GIVEN DATA =>
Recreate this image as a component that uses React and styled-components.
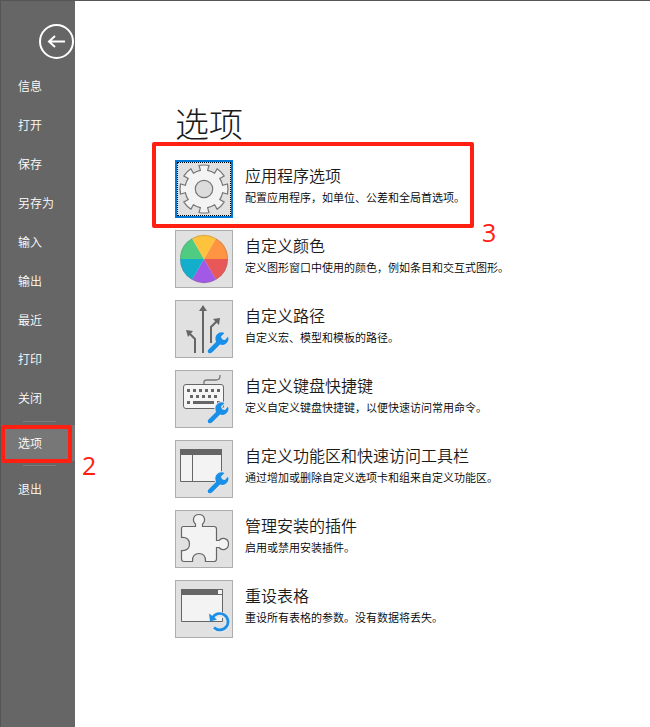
import React from 'react';
import styled, { createGlobalStyle } from 'styled-components';

const GlobalStyle = createGlobalStyle`
  * {
    box-sizing: border-box;
  }
  body {
    margin: 0;
    background: #fff;
    font-family: "Noto Sans CJK SC", sans-serif;
  }
`;

const Page = styled.div`
  display: flex;
  min-height: 100vh;
  border-top: 1px solid #555;
`;

const Sidebar = styled.nav`
  display: flex;
  flex-direction: column;
  flex: 0 0 75px;
  padding-top: 23px;
  border-left: 1px solid #555;
  background: #666;
`;

const BackButton = styled.button`
  align-self: flex-end;
  width: 36px;
  height: 36px;
  margin-bottom: 6px;
  padding: 0;
  border: 0;
  background: none;
`;

const NavItem = styled.button`
  position: relative;
  height: ${props => (props.$active ? '36px' : '39px')};
  padding: 0 0 0 17px;
  border: 0;
  background: ${props => (props.$active ? '#777' : 'none')};
  color: #fff;
  font-family: "Noto Sans CJK SC", sans-serif;
  font-size: 12px;
  font-weight: 350;
  line-height: 18px;
  text-align: left;
`;

const Divider = styled.hr`
  width: 33px;
  height: 1px;
  margin: 4px 0 3px 22px;
  border: 0;
  background: #7d7d7d;
`;

const Main = styled.main`
  flex: 1;
  min-width: 0;
  padding: 97px 24px 24px 100px;
  color: #1a1a1a;
`;

const Title = styled.h1`
  margin: 0 0 12px;
  font-size: 34px;
  font-weight: 300;
  line-height: 50px;
`;

const OptionList = styled.ul`
  display: flex;
  flex-direction: column;
  gap: 12px;
  margin: 0;
  padding: 0;
  list-style: none;
`;

const Option = styled.li`
  position: relative;
  display: flex;
  gap: 12px;
`;

const Tile = styled.button`
  flex: none;
  width: 58px;
  height: 58px;
  padding: 0;
  border: ${props => (props.$focused ? '2px solid #0078d7' : '1px solid #adadad')};
  outline: ${props => (props.$focused ? '1px dotted #000' : 'none')};
  outline-offset: -3px;
  background: #e1e1e1;
`;

const Icon = styled.svg`
  display: block;
  width: 58px;
  height: 58px;
  margin: ${props => (props.$focused ? '-2px' : '-1px')};
`;

const OptionText = styled.div`
  padding-top: 3px;
`;

const OptionName = styled.h2`
  margin: 0;
  font-size: 16px;
  font-weight: 350;
  line-height: 24px;
`;

const OptionInfo = styled.p`
  margin: 2px 0 0;
  color: #000;
  font-size: 11px;
  font-weight: 350;
  line-height: 16px;
`;

// Red step markers drawn over the menu
const Frame = styled.span`
  position: absolute;
  top: ${props => props.$top}px;
  left: ${props => props.$left}px;
  width: ${props => props.$width}px;
  height: ${props => props.$height}px;
  border: 4px solid #ff2012;
  border-radius: 2px;
  pointer-events: none;
`;

const Step = styled.span`
  position: absolute;
  top: ${props => props.$top}px;
  left: ${props => props.$left}px;
  color: #ff2012;
  font-family: "Open Sans", sans-serif;
  font-size: 25px;
  font-weight: 400;
  line-height: 30px;
`;

const point = (radius, degrees) => {
  const angle = (degrees * Math.PI) / 180;
  return `${(29 + radius * Math.sin(angle)).toFixed(2)} ${(29 - radius * Math.cos(angle)).toFixed(2)}`;
};

const gearPath = [0, 45, 90, 135, 180, 225, 270, 315]
  .map((a, i) => [
    `${i ? 'L' : 'M'}${point(24, a - 12)}`,
    `A24 24 0 0 1 ${point(24, a + 12)}`,
    `L${point(19, a + 11)}`,
    `A19 19 0 0 1 ${point(19, a + 34)}`,
  ].join(' '))
  .join(' ') + 'Z';

const slices = ['#ff9442', '#e85858', '#a259e6', '#12aecb', '#50cc82', '#ffc23d'];

const Wrench = () => (
  <path
    d="M33 50 41 42Q39 36 43 33.5Q46 31.500 49.500 33L46 36.500Q46.500 40 50 40L53 36.500Q54.500 41 50.500 44Q48 45.500 45 44.500L37.500 52Q35.500 54 33.500 53Q32 51.500 33 50Z"
    fill="#1a8fe8" stroke="#e6e6e6" strokeWidth="2" paintOrder="stroke"
  />
);

const Gear = () => (
  <g fill="#f3f3f3" stroke="#767676" strokeWidth="1.2">
    <path d={gearPath} />
    <circle cx="29" cy="29" r="8.7" fill="#dcdcdc" />
  </g>
);

const Wheel = () => (
  <g>
    {slices.map((color, i) => (
      <path
        key={color}
        d={`M29 29L${point(24, 30 + i * 60)}A24 24 0 0 1 ${point(24, 90 + i * 60)}Z`}
        fill={color}
      />
    ))}
    <circle cx="29" cy="29" r="23.5" fill="none" stroke="#777" strokeOpacity=".35" />
  </g>
);

const Paths = () => (
  <g>
    <path d="M28 53V9M20 53V39L14 33M36 43V27L42 21" fill="none" stroke="#666" strokeWidth="2" />
    <path d="M28 5 32 11H24ZM11 30 18 31 13 37ZM45 18 44 25 38 19Z" fill="#666" />
    <Wrench />
  </g>
);

const Keyboard = () => (
  <g>
    <path d="M29 14V12Q29 10 32 10H41Q45 10 45 6V5" fill="none" stroke="#777" strokeWidth="1.3" />
    <rect x="8.5" y="14.5" width="40" height="24" rx="2.5" fill="#f5f5f5" stroke="#666" />
    <path d="M12 20.500H46" stroke="#666" strokeWidth="3" strokeDasharray="3 3" />
    <path d="M15 26.500H43" stroke="#666" strokeWidth="3" strokeDasharray="3 3" />
    <path d="M12 32.500H15M18 32.500H39M42 32.500H45" stroke="#666" strokeWidth="3" />
    <Wrench />
  </g>
);

const Ribbon = () => (
  <g>
    <path d="M5.5 9.5H46.5V41.5H5.5ZM17.5 14V41" fill="#f3f3f3" stroke="#666" />
    <path d="M5 9H47V15H5Z" fill="#666" />
    <Wrench />
  </g>
);

const Puzzle = () => (
  <path
    d="M8.5 16.5H20.5V14C17 11 18 4.5 24 4.5S31 11 27.5 14V16.5H39Q41.5 16.5 41.5 19V30.5H44C47 27 53.5 28 53.5 34S47 41 44 37.5H41.5V49Q41.5 51.5 39 51.5H30.5C31 46 28 43.5 24 43.5S17 46 17.5 51.5H9Q6.5 51.5 6.5 49V40.5C12 41 14.5 38 14.5 34S12 27 6.5 27.5V18.5Q6.5 16.5 8.5 16.5Z"
    fill="#f3f3f3" stroke="#666" strokeWidth="1.2"
  />
);

const Reset = () => (
  <g>
    <path d="M6.5 9.5H47.5V41.5H6.5Z" fill="#f3f3f3" stroke="#666" />
    <path d="M6 9H48V15H6Z" fill="#666" />
    <path d="M43 10H47V14H43Z" fill="#f3f3f3" />
    <path d="M37.5 38A8.2 8.2 0 1 1 38 48" fill="none" stroke="#e6e6e6" strokeWidth="5" />
    <path d="M37.5 38A8.2 8.2 0 1 1 39 47.500" fill="none" stroke="#1a8fe8" strokeWidth="2.7" />
    <path d="M34 33.500 35 41.500 42 39.500Z" fill="#1a8fe8" />
  </g>
);

const navItems = ['信息', '打开', '保存', '另存为', '输入', '输出', '最近', '打印', '关闭'];

const options = [
  { name: '应用程序选项', info: '配置应用程序，如单位、公差和全局首选项。', Art: Gear, focused: true },
  { name: '自定义颜色', info: '定义图形窗口中使用的颜色，例如条目和交互式图形。', Art: Wheel },
  { name: '自定义路径', info: '自定义宏、模型和模板的路径。', Art: Paths },
  { name: '自定义键盘快捷键', info: '定义自定义键盘快捷键，以便快速访问常用命令。', Art: Keyboard },
  { name: '自定义功能区和快速访问工具栏', info: '通过增加或删除自定义选项卡和组来自定义功能区。', Art: Ribbon },
  { name: '管理安装的插件', info: '启用或禁用安装插件。', Art: Puzzle },
  { name: '重设表格', info: '重设所有表格的参数。没有数据将丢失。', Art: Reset },
];

function App () {
  return (
    <Page lang="zh-CN">
      <GlobalStyle />
      <Sidebar>
        <BackButton aria-label="返回">
          <svg width="36" height="36" viewBox="0 0 36 36" fill="none" stroke="#fff" strokeWidth="2">
            <circle cx="17.5" cy="17.5" r="16.5" />
            <path d="M26 17.500H10M16 12 10 17.500 16 23" />
          </svg>
        </BackButton>
        {navItems.map(item => (
          <NavItem key={item}>{item}</NavItem>
        ))}
        <Divider />
        <NavItem $active>
          选项
          <Frame $top={0} $left={0} $width={71} $height={38} />
          <Step $top={25} $left={81} aria-hidden="true">2</Step>
        </NavItem>
        <Divider />
        <NavItem>退出</NavItem>
      </Sidebar>
      <Main>
        <Title>选项</Title>
        <OptionList>
          {options.map(({ name, info, Art, focused }, index) => (
            <Option key={name}>
              <Tile $focused={focused} aria-labelledby={`option-${index}`}>
                <Icon $focused={focused} viewBox="0 0 58 58" aria-hidden="true">
                  <Art />
                </Icon>
              </Tile>
              <OptionText>
                <OptionName id={`option-${index}`}>{name}</OptionName>
                <OptionInfo>{info}</OptionInfo>
              </OptionText>
              {focused && (
                <>
                  <Frame $top={-18} $left={-23} $width={322} $height={86} />
                  <Step $top={57} $left={307} aria-hidden="true">3</Step>
                </>
              )}
            </Option>
          ))}
        </OptionList>
      </Main>
    </Page>
  );
};

export default App;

EXERCISE DESCRIPTION =>
Extract all lines from the data in which "React" is found.

TASK RESPONSE =>
Recreate this image as a component that uses React and styled-components.
import React from 'react';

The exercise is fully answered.